Suppose that De Beers is a single-price monopolist in the diamond market. De
Beers has five potential customers:
Raquel, Jackie, Joan, Mia, and Sophia. Each of these customers will buy at
most one diamond-and only if the price is just equal to, or lower than, her
willingness to pay. Raquel's willingness to pay is \(\$ 400 ;\) Jackie's, \$300;
Joan's, \$200; Mia's, \$100; and Sophia's, \$0. De Beers's marginal cost per
diamond is \(\$ 100 .\) The result is a demand schedule for diamonds as follows:
$$\begin{array}{c|c}
\begin{array}{c}\text { Price of } \\\\\text { diamond }\end{array} &
\begin{array}{c}\text { Quantity of diamonds } \\
\text { demanded }\end{array} \\\\\ 500 & 0 \\\400 & 1 \\\300 & 2 \\\200 & 3
\\\100 & 4 \\\0 & 5\end{array}$$
a. Calculate De Beers's total revenue and its marginal revenue. From your
calculation, draw the demand curve and the marginal revenue curve.
b. Explain why De Beers faces a downward-sloping demand curve and why the
marginal revenue from an additional diamond sale is less than the price of the
diamond.
c.
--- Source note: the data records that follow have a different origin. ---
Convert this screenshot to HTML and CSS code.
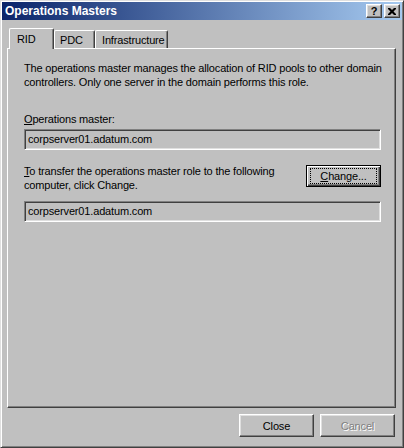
FILE: index.html
```html
<!DOCTYPE html>
<html lang="en">
<head>
  <meta charset="UTF-8">
  <title>Operations Masters</title>
  <link rel="stylesheet" href="styles.css">
</head>
<body>
  <div class="window">
    <div class="titlebar">
      <span class="title">Operations Masters</span>
      <div class="caption-buttons">
        <span class="cap-btn">?</span>
        <span class="cap-btn">
          <svg width="8" height="7" viewBox="0 0 8 7">
            <path d="M0 0h2l2 2 2-2h2v1l-2.5 2.5L8 6v1H6L4 5 2 7H0V6l2.5-2.5L0 1z" fill="#000"/>
          </svg>
        </span>
      </div>
    </div>

    <div class="tabs">
      <span class="tab active">RID</span>
      <span class="tab pdc">PDC</span>
      <span class="tab infra">Infrastructure</span>
    </div>

    <div class="panel">
      <p class="desc">The operations master manages the allocation of RID pools to other domain<br>controllers. Only one server in the domain performs this role.</p>

      <label class="label"><u>O</u>perations master:</label>
      <div class="field">corpserver01.adatum.com</div>

      <div class="transfer">
        <p><u>T</u>o transfer the operations master role to the following<br>computer, click Change.</p>
        <button class="btn default"><span class="focus"><u>C</u>hange...</span></button>
      </div>
      <div class="field second">corpserver01.adatum.com</div>
    </div>

    <div class="footer">
      <button class="btn">Close</button>
      <button class="btn" disabled>Cancel</button>
    </div>
  </div>
</body>
</html>
```

FILE: styles.css
```css
body {
  margin: 0;
  background: #c0c0c0;
  font-family: "Liberation Sans", Arial, sans-serif;
  font-size: 11px;
  letter-spacing: -0.16px;
  color: #000;
}
.window {
  width: 404px;
  height: 448px;
  box-sizing: border-box;
  padding: 1px;
  display: flex;
  flex-direction: column;
  background: #c0c0c0;
  border: 1px solid;
  border-color: #dfdfdf #404040 #404040 #dfdfdf;
  box-shadow: inset 1px 1px #fff, inset -1px -1px #808080;
}
.titlebar {
  height: 18px;
  display: flex;
  align-items: center;
  justify-content: space-between;
  padding: 0 2px 0 3px;
  background: linear-gradient(to right, #0a246a, #a6caf0);
}
.title {
  color: #fff;
  font-weight: bold;
  font-size: 12px;
  letter-spacing: 0;
}
.caption-buttons {
  display: flex;
  gap: 2px;
}
.cap-btn {
  width: 16px;
  height: 14px;
  box-sizing: border-box;
  display: flex;
  align-items: center;
  justify-content: center;
  background: #c0c0c0;
  border: 1px solid;
  border-color: #fff #404040 #404040 #fff;
  box-shadow: inset -1px -1px #808080, inset 1px 1px #dfdfdf;
  font-weight: bold;
  font-size: 11px;
  line-height: 12px;
}
.tabs {
  height: 20px;
  margin: 8px 6px 0 5px;
  padding-left: 2px;
  display: flex;
  align-items: flex-end;
  position: relative;
  z-index: 1;
}
.tab {
  height: 18px;
  box-sizing: border-box;
  padding: 2px 0 0 5px;
  line-height: 14px;
  border: 1px solid #fff;
  border-bottom: none;
  border-right-color: #404040;
  border-radius: 2px 2px 0 0;
  box-shadow: inset -1px 0 #808080;
}
.tab.active {
  width: 45px;
  height: 21px;
  margin-bottom: -1px;
  padding: 3px 0 0 7px;
  background: #c0c0c0;
}
.tab.pdc {
  width: 41px;
}
.tab.infra {
  width: 73px;
  padding-left: 6px;
}
.panel {
  flex: 1;
  margin: 0 6px 0 5px;
  padding: 12px 14px 0 16px;
  border: 1px solid;
  border-color: #fff #404040 #404040 #fff;
  box-shadow: inset -1px -1px #808080;
}
.desc {
  margin: 0;
  line-height: 14px;
  white-space: nowrap;
}
.label {
  display: block;
  margin-top: 23px;
  line-height: 14px;
}
.field {
  margin-top: 3px;
  height: 21px;
  box-sizing: border-box;
  padding-left: 3px;
  line-height: 19px;
  border: 1px solid;
  border-color: #808080 #fff #fff #808080;
  box-shadow: inset 1px 1px #404040, inset -1px -1px #dfdfdf;
}
.field.second {
  margin-top: 9px;
}
.transfer {
  margin-top: 14px;
  display: flex;
  justify-content: space-between;
  align-items: flex-start;
}
.transfer p {
  margin: 0;
  line-height: 14px;
  white-space: nowrap;
}
.btn {
  width: 75px;
  height: 23px;
  box-sizing: border-box;
  padding: 0;
  font: inherit;
  letter-spacing: inherit;
  color: #000;
  background: #c0c0c0;
  border: 1px solid;
  border-color: #fff #404040 #404040 #fff;
  box-shadow: inset -1px -1px #808080, inset 1px 1px #dfdfdf;
}
.btn:disabled {
  color: #808080;
  text-shadow: 1px 1px #fff;
}
.btn.default {
  height: 22px;
  margin-top: 1px;
  padding: 2px 3px;
  display: flex;
  border-color: #000;
  box-shadow: inset 1px 1px #fff, inset -1px -1px #404040, inset -2px -2px #808080;
}
.focus {
  flex: 1;
  line-height: 14px;
  border: 1px dotted #000;
}
.footer {
  height: 38px;
  box-sizing: border-box;
  padding: 6px 7px 0 0;
  display: flex;
  justify-content: flex-end;
  gap: 6px;
}
```
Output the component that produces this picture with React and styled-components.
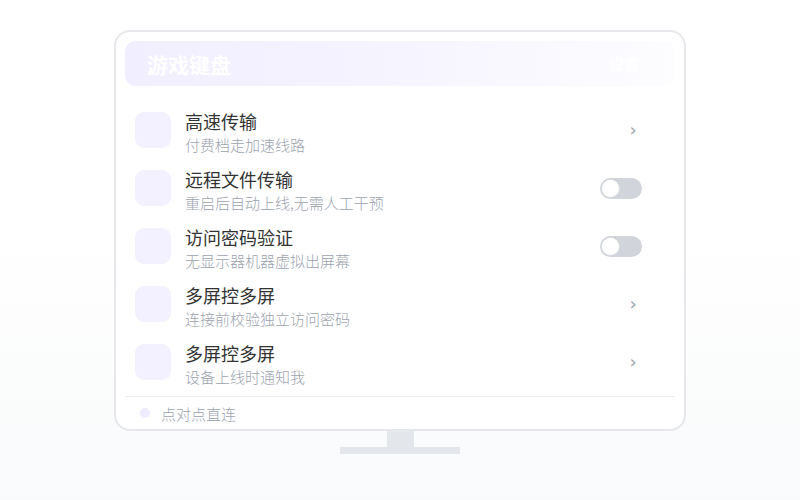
import React from "react";
import styled, { createGlobalStyle } from "styled-components";

const Global = createGlobalStyle`
  html, body { margin: 0; padding: 0; }
  body {
    font-family: "Noto Sans CJK SC", "Noto Sans", sans-serif;
    background: linear-gradient(180deg, #ffffff 0%, #ffffff 45%, #f9fafb 100%);
    width: 800px;
    height: 500px;
    overflow: hidden;
  }
`;

const Page = styled.div`
  width: 800px;
  height: 500px;
  display: flex;
  flex-direction: column;
  align-items: center;
  padding-top: 30px;
  box-sizing: border-box;
`;

const Monitor = styled.div`
  width: 572px;
  height: 401px;
  box-sizing: border-box;
  border: 2px solid #e5e7eb;
  border-radius: 16px;
  background: #ffffff;
  padding: 9px 9px 0 9px;
  display: flex;
  flex-direction: column;
`;

const Header = styled.div`
  height: 45px;
  border-radius: 10px;
  background: linear-gradient(90deg, #f1eeff 0%, #f6f4ff 50%, #fbfaff 85%, #fdfdff 100%);
  display: flex;
  align-items: center;
  justify-content: space-between;
  padding: 0 22px;
  flex-shrink: 0;
`;

const Title = styled.div`
  color: #ffffff;
  font-size: 21px;
  font-weight: 700;
`;

const HeaderExtra = styled.div`
  color: #ffffff;
  font-size: 15px;
  font-weight: 700;
  margin-right: 14px;
`;

const List = styled.div`
  display: flex;
  flex-direction: column;
  padding-top: 15px;
`;

const Row = styled.div`
  height: 58px;
  display: flex;
  align-items: center;
  padding: 0 32px 0 10px;
`;

const IconBox = styled.div`
  width: 36px;
  height: 36px;
  border-radius: 9px;
  background: #f3f0ff;
  flex-shrink: 0;
`;

const Texts = styled.div`
  flex: 1;
  margin-left: 14px;
  display: flex;
  flex-direction: column;
  padding-top: 3px;
`;

const RowTitle = styled.div`
  font-size: 18px;
  font-weight: 400;
  color: #333333;
  line-height: 26px;
`;

const RowSub = styled.div`
  font-size: 15px;
  font-weight: 300;
  color: #9ca3af;
  line-height: 22px;
`;

const Chevron = styled.div`
  width: 16px;
  text-align: center;
  color: #9ca3af;
  font-size: 18px;
  line-height: 1;
  margin-right: 2px;
  font-family: "DejaVu Sans", sans-serif;
`;

const Toggle = styled.div`
  width: 42px;
  height: 21px;
  border-radius: 11px;
  background: #d1d5db;
  display: flex;
  align-items: center;
  padding: 0 2px;
  box-sizing: border-box;
  margin-right: 1px;
`;

const Knob = styled.div`
  width: 17px;
  height: 17px;
  border-radius: 50%;
  background: #ffffff;
  box-shadow: 0 0 0 0.5px #e5e7eb;
`;

const Divider = styled.div`
  height: 1px;
  background: #eeeef2;
  margin-top: 5px;
`;

const Footer = styled.div`
  display: flex;
  align-items: center;
  height: 32px;
  padding-left: 15px;
`;

const Dot = styled.div`
  width: 10px;
  height: 10px;
  border-radius: 50%;
  background: #efebff;
`;

const FooterText = styled.div`
  margin-left: 11px;
  font-size: 15px;
  font-weight: 300;
  color: #9ca3af;
`;

const Neck = styled.div`
  width: 27px;
  height: 16px;
  background: #e3e6ea;
`;

const Base = styled.div`
  width: 120px;
  height: 7px;
  background: #e3e6ea;
`;

const items = [
  { title: "高速传输", sub: "付费档走加速线路", type: "chevron" },
  { title: "远程文件传输", sub: "重启后自动上线,无需人工干预", type: "toggle" },
  { title: "访问密码验证", sub: "无显示器机器虚拟出屏幕", type: "toggle" },
  { title: "多屏控多屏", sub: "连接前校验独立访问密码", type: "chevron" },
  { title: "多屏控多屏", sub: "设备上线时通知我", type: "chevron" },
];

export default function App() {
  return (
    <>
      <Global />
      <Page>
        <Monitor>
          <Header>
            <Title>游戏键盘</Title>
            <HeaderExtra>设置</HeaderExtra>
          </Header>
          <List>
            {items.map((it, i) => (
              <Row key={i}>
                <IconBox />
                <Texts>
                  <RowTitle>{it.title}</RowTitle>
                  <RowSub>{it.sub}</RowSub>
                </Texts>
                {it.type === "chevron" ? (
                  <Chevron>›</Chevron>
                ) : (
                  <Toggle>
                    <Knob />
                  </Toggle>
                )}
              </Row>
            ))}
          </List>
          <Divider />
          <Footer>
            <Dot />
            <FooterText>点对点直连</FooterText>
          </Footer>
        </Monitor>
        <Neck />
        <Base />
      </Page>
    </>
  );
}
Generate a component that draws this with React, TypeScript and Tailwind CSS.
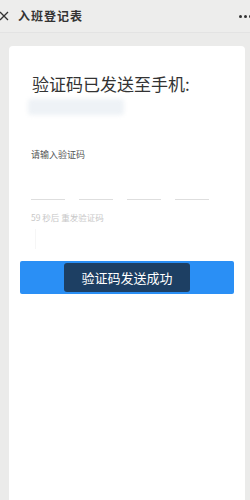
import React from "react";

export default function App() {
  return (
    <div
      className="w-[250px] h-[500px] bg-[#ebebea] flex flex-col overflow-hidden"
      style={{ fontFamily: '"Noto Sans CJK SC", "Noto Sans", sans-serif' }}
    >
      <div className="h-[33px] flex items-center border-b border-[#e3e3e3] bg-[#ededec] shrink-0">
        <svg width="10" height="10" viewBox="0 0 10 10" className="ml-[-1px]">
          <path d="M1 1 L9 9 M9 1 L1 9" stroke="#333" strokeWidth="1.3" />
        </svg>
        <span className="ml-[9px] text-[12px] font-semibold text-[#333] tracking-[1px]" style={{ fontFamily: '"Noto Sans CJK SC", serif' }}>
          入班登记表
        </span>
        <div className="ml-auto mr-[-2px] flex gap-[2px]">
          <span className="w-[3px] h-[3px] rounded-full bg-[#333]" />
          <span className="w-[3px] h-[3px] rounded-full bg-[#333]" />
          <span className="w-[3px] h-[3px] rounded-full bg-[#333]" />
        </div>
      </div>
      <div className="flex-1 mt-[13px] ml-[9px] mr-[5px] bg-white rounded-t-[4px] pt-[27px] flex flex-col">
        <div className="ml-[23px] text-[17px] leading-[22px] text-[#333]">验证码已发送至手机:</div>
        <div className="ml-[19px] mt-[4px] w-[96px] h-[16px] bg-[#eef2f6] blur-[2px] rounded-[3px]" />
        <div className="ml-[22px] mt-[34px] text-[9px] leading-[12px] text-[#555]">请输入验证码</div>
        <div className="ml-[22px] mt-[38px] flex gap-[14px]">
          <div className="w-[34px] h-[1px] bg-[#dedede]" />
          <div className="w-[34px] h-[1px] bg-[#dedede]" />
          <div className="w-[34px] h-[1px] bg-[#dedede]" />
          <div className="w-[34px] h-[1px] bg-[#dedede]" />
        </div>
        <div className="ml-[22px] mt-[11px] text-[8.5px] leading-[12px] text-[#c8c8c8]">59 秒后 重发验证码</div>
        <div className="ml-[26px] mt-[6px] w-[1px] h-[20px] bg-[#f6f6f6]" />
        <div className="mx-[11px] mt-[12px] h-[33px] rounded-[2px] bg-[#2a8ff5] flex items-center justify-center">
          <div className="w-[126px] h-[29px] rounded-[3px] bg-[#1d3f63] flex items-center justify-center text-white text-[13px]">
            验证码发送成功
          </div>
        </div>
      </div>
    </div>
  );
}
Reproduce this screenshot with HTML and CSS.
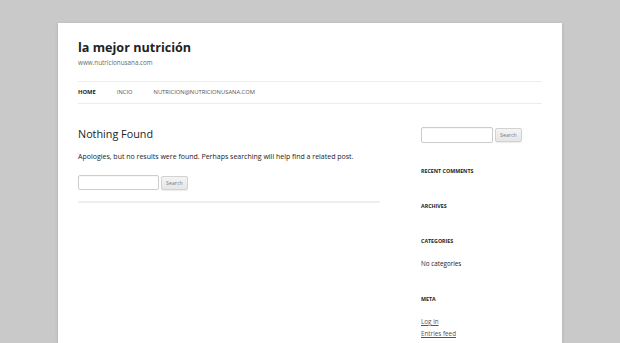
FILE: index.html
```html
<!DOCTYPE html>
<html lang="es">
<head>
    <meta charset="UTF-8">
    <meta name="viewport" content="width=device-width, initial-scale=1.0">
    <title>la mejor nutrición</title>
    <link rel="stylesheet" href="styles.css">
</head>
<body>
    <div class="site">
        <header class="site-header">
            <h1 class="site-title"><a href="#">la mejor nutrición</a></h1>
            <h2 class="site-description">www.nutricionusana.com</h2>

            <nav class="main-navigation">
                <ul class="nav-menu">
                    <li class="current"><a href="#">Home</a></li>
                    <li><a href="#">Incio</a></li>
                    <li><a href="#">nutricion@nutricionusana.com</a></li>
                </ul>
            </nav>
        </header>

        <div class="main">
            <section class="site-content">
                <article class="no-results">
                    <h1 class="entry-title">Nothing Found</h1>
                    <p>Apologies, but no results were found. Perhaps searching will help find a related post.</p>
                    <form class="search-form">
                        <input type="text" class="search-input">
                        <button type="button" class="search-btn">Search</button>
                    </form>
                </article>
            </section>

            <aside class="widget-area">
                <div class="widget widget-search">
                    <form class="search-form">
                        <input type="text" class="search-input small">
                        <button type="button" class="search-btn">Search</button>
                    </form>
                </div>
                <div class="widget">
                    <h3>Recent Comments</h3>
                </div>
                <div class="widget">
                    <h3>Archives</h3>
                </div>
                <div class="widget">
                    <h3>Categories</h3>
                    <ul>
                        <li>No categories</li>
                    </ul>
                </div>
                <div class="widget">
                    <h3>Meta</h3>
                    <ul>
                        <li><a href="#">Log in</a></li>
                        <li><a href="#">Entries feed</a></li>
                    </ul>
                </div>
            </aside>
        </div>
    </div>
</body>
</html>
```

FILE: styles.css
```css
html,
body {
    height: 100%;
    overflow: hidden;
}

body {
    margin: 0;
    background: #c9c9c9;
    font-family: 'Open Sans', sans-serif;
    color: #2b2b2b;
}

.site {
    width: 464px;
    height: 320px;
    margin: 23px auto 0;
    padding: 0 20px;
    background: #fff;
    box-shadow: 0 1px 3px rgba(100, 100, 100, 0.3);
    overflow: hidden;
}

/* Cabeçalho */
.site-header {
    padding-top: 15px;
}

.site-title {
    margin: 0;
    font-size: 12.6px;
    line-height: 20px;
    font-weight: bold;
}

.site-title a {
    color: #222;
    text-decoration: none;
}

.site-description {
    margin: 0;
    font-size: 6.3px;
    line-height: 10px;
    font-weight: normal;
    color: #6a6a6a;
}

.main-navigation {
    margin-top: 13px;
}

.nav-menu {
    display: flex;
    margin: 0;
    padding: 0;
    list-style: none;
    border-top: 1px solid #ededed;
    border-bottom: 1px solid #ededed;
}

.nav-menu li {
    margin-right: 21px;
    font-size: 5.8px;
    line-height: 21px;
    text-transform: uppercase;
}

.nav-menu a {
    color: #555;
    text-decoration: none;
}

.nav-menu .current a {
    color: #222;
    font-weight: bold;
}

/* Conteúdo */
.main {
    display: grid;
    grid-template-columns: 302px 1fr;
    gap: 41px;
    padding-top: 23px;
}

.no-results {
    padding-bottom: 11px;
    border-bottom: 2px solid #eeeeee;
}

.entry-title {
    margin: 0 0 10px;
    font-size: 10.8px;
    line-height: 14px;
    font-weight: normal;
    color: #222;
}

.no-results p {
    margin: 0 0 12px;
    font-size: 7px;
    line-height: 12px;
    color: #222;
}

.search-form {
    display: flex;
    align-items: center;
    gap: 2px;
    margin: 0;
}

.search-input {
    width: 81px;
    height: 15px;
    box-sizing: border-box;
    border: 1px solid #ccc;
    border-radius: 2px;
    box-shadow: inset 0 1px 1px rgba(0, 0, 0, 0.03);
    padding: 0 3px;
}

.search-input.small {
    width: 72px;
    height: 16px;
}

.search-btn {
    height: 14px;
    padding: 0 4px;
    border: 1px solid #d2d2d2;
    border-radius: 2px;
    background: linear-gradient(to bottom, #f4f4f4, #e6e6e6);
    box-shadow: 0 1px 1px rgba(64, 64, 64, 0.1);
    font-family: 'Open Sans', sans-serif;
    font-size: 5.3px;
    color: #7c7c7c;
}

/* Barra lateral */
.widget {
    margin-bottom: 23px;
}

.widget-search {
    margin-bottom: 22px;
}

.widget h3 {
    margin: 0;
    font-size: 5.3px;
    line-height: 12px;
    font-weight: bold;
    text-transform: uppercase;
    color: #222;
}

.widget ul {
    margin: 11px 0 0;
    padding: 0;
    list-style: none;
}

.widget li {
    font-size: 6.3px;
    line-height: 12px;
    color: #222;
}

.widget a {
    color: #555;
}
```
Suppose De Beers currently charges \(\$ 200\) for its diamonds. If it lowers
the price to \(\$ 100\), how large is the price effect? How large is the
quantity effect?
d. Add the marginal cost curve to your diagram from part a and determine which
quantity maximizes De Beers's profit and which price De Beers will charge.